§ **STATED PROBLEM**: Copy each line of the data below exactly, leaving out pictures.
START
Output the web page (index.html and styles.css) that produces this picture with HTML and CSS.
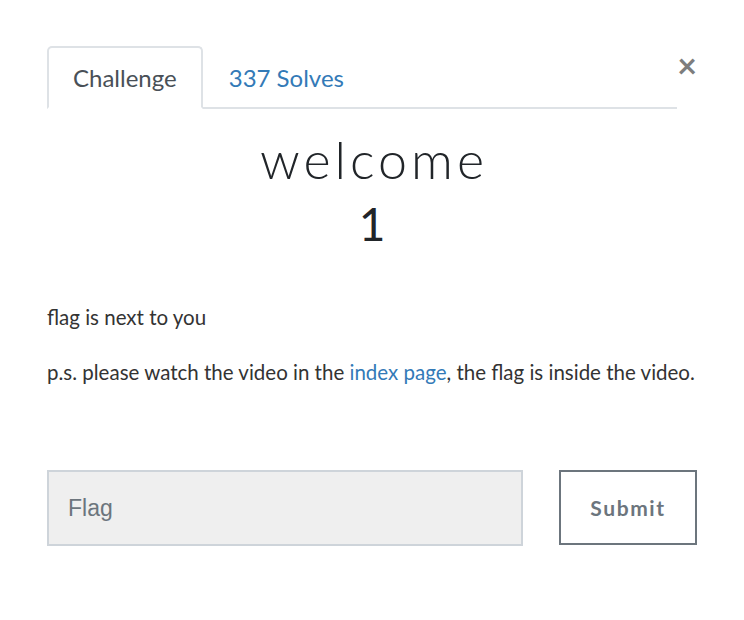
FILE: index.html
```html
<!DOCTYPE html>
<html>
<head>
<meta charset="utf-8">
<link rel="stylesheet" href="styles.css">
</head>
<body>
<div class="modal">
  <div class="header">
    <nav class="tabs">
      <span class="tab active">Challenge</span>
      <a class="tab link" href="#">337 Solves</a>
    </nav>
    <button class="close" aria-label="Close">&times;</button>
  </div>
  <h1 class="title">welcome</h1>
  <div class="value">1</div>
  <div class="desc">
    <p>flag is next to you</p>
    <p>p.s. please watch the video in the <a href="#">index page</a>, the flag is inside the video.</p>
  </div>
  <form class="submit-row">
    <input class="flag" type="text" placeholder="Flag">
    <button class="submit" type="button">Submit</button>
  </form>
</div>
</body>
</html>
```
FILE: styles.css
```css
html, body { margin: 0; padding: 0; background: #fff; }
body { font-family: Lato, "Noto Sans", sans-serif; color: #212529; }
.modal { padding: 46px 47px 0 47px; }
.header { display: flex; align-items: flex-start; }
.tabs { flex: 1; display: flex; border-bottom: 2px solid #dee2e6; }
.tab { font-size: 24px; line-height: 30px; padding: 15px 24px 14px 24px; margin-bottom: -2px; border: 2px solid transparent; border-radius: 5px 5px 0 0; text-decoration: none; }
.tab.active { color: #495057; border-color: #dee2e6 #dee2e6 #fff; background: #fff; }
.tab.link { color: #337ab7; }
.close { width: 20px; margin-left: 0; background: none; border: 0; padding: 0; font-family: Lato, sans-serif; font-size: 34px; line-height: 34px; color: #7d7d7d; margin-top: 2px; cursor: pointer; font-weight: 700; }
.title { font-family: Lato, sans-serif; font-weight: 300; font-size: 52px; letter-spacing: 4px; text-indent: 4px; text-align: center; margin: 20px 0 0 0; line-height: 60px; color: #212529; }
.value { text-align: center; font-weight: 400; font-size: 46px; line-height: 64px; margin-top: 3px; color: #212529; }
.desc { margin-top: 46px; font-size: 20.5px; line-height: 30px; color: #333; }
.desc p { margin: 0 0 25px 0; }
.desc a { color: #337ab7; text-decoration: none; }
.submit-row { display: flex; margin-top: 83px; }
.flag { width: 476px; height: 76px; box-sizing: border-box; border: 2px solid #ced4da; background: #efefef; padding: 0 19px; font-family: "Liberation Sans", Arial, sans-serif; font-size: 23px; color: #495057; }
.flag::placeholder { color: #6c757d; }
.submit { margin-left: auto; width: 138px; height: 75px; box-sizing: border-box; border: 2px solid #6c757d; background: #fff; font-family: Lato, sans-serif; font-weight: 700; font-size: 21px; letter-spacing: 1.6px; color: #6c757d; }
```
END
§ **RESPONSE**:
Output the web page (index.html and styles.css) that produces this picture with HTML and CSS.
FILE: index.html
```html
<!DOCTYPE html>
<html>
<head>
<meta charset="utf-8">
<link rel="stylesheet" href="styles.css">
</head>
<body>
<div class="modal">
  <div class="header">
    <nav class="tabs">
      <span class="tab active">Challenge</span>
      <a class="tab link" href="#">337 Solves</a>
    </nav>
    <button class="close" aria-label="Close">&times;</button>
  </div>
  <h1 class="title">welcome</h1>
  <div class="value">1</div>
  <div class="desc">
    <p>flag is next to you</p>
    <p>p.s. please watch the video in the <a href="#">index page</a>, the flag is inside the video.</p>
  </div>
  <form class="submit-row">
    <input class="flag" type="text" placeholder="Flag">
    <button class="submit" type="button">Submit</button>
  </form>
</div>
</body>
</html>
```
FILE: styles.css
```css
html, body { margin: 0; padding: 0; background: #fff; }
body { font-family: Lato, "Noto Sans", sans-serif; color: #212529; }
.modal { padding: 46px 47px 0 47px; }
.header { display: flex; align-items: flex-start; }
.tabs { flex: 1; display: flex; border-bottom: 2px solid #dee2e6; }
.tab { font-size: 24px; line-height: 30px; padding: 15px 24px 14px 24px; margin-bottom: -2px; border: 2px solid transparent; border-radius: 5px 5px 0 0; text-decoration: none; }
.tab.active { color: #495057; border-color: #dee2e6 #dee2e6 #fff; background: #fff; }
.tab.link { color: #337ab7; }
.close { width: 20px; margin-left: 0; background: none; border: 0; padding: 0; font-family: Lato, sans-serif; font-size: 34px; line-height: 34px; color: #7d7d7d; margin-top: 2px; cursor: pointer; font-weight: 700; }
.title { font-family: Lato, sans-serif; font-weight: 300; font-size: 52px; letter-spacing: 4px; text-indent: 4px; text-align: center; margin: 20px 0 0 0; line-height: 60px; color: #212529; }
.value { text-align: center; font-weight: 400; font-size: 46px; line-height: 64px; margin-top: 3px; color: #212529; }
.desc { margin-top: 46px; font-size: 20.5px; line-height: 30px; color: #333; }
.desc p { margin: 0 0 25px 0; }
.desc a { color: #337ab7; text-decoration: none; }
.submit-row { display: flex; margin-top: 83px; }
.flag { width: 476px; height: 76px; box-sizing: border-box; border: 2px solid #ced4da; background: #efefef; padding: 0 19px; font-family: "Liberation Sans", Arial, sans-serif; font-size: 23px; color: #495057; }
.flag::placeholder { color: #6c757d; }
.submit { margin-left: auto; width: 138px; height: 75px; box-sizing: border-box; border: 2px solid #6c757d; background: #fff; font-family: Lato, sans-serif; font-weight: 700; font-size: 21px; letter-spacing: 1.6px; color: #6c757d; }
```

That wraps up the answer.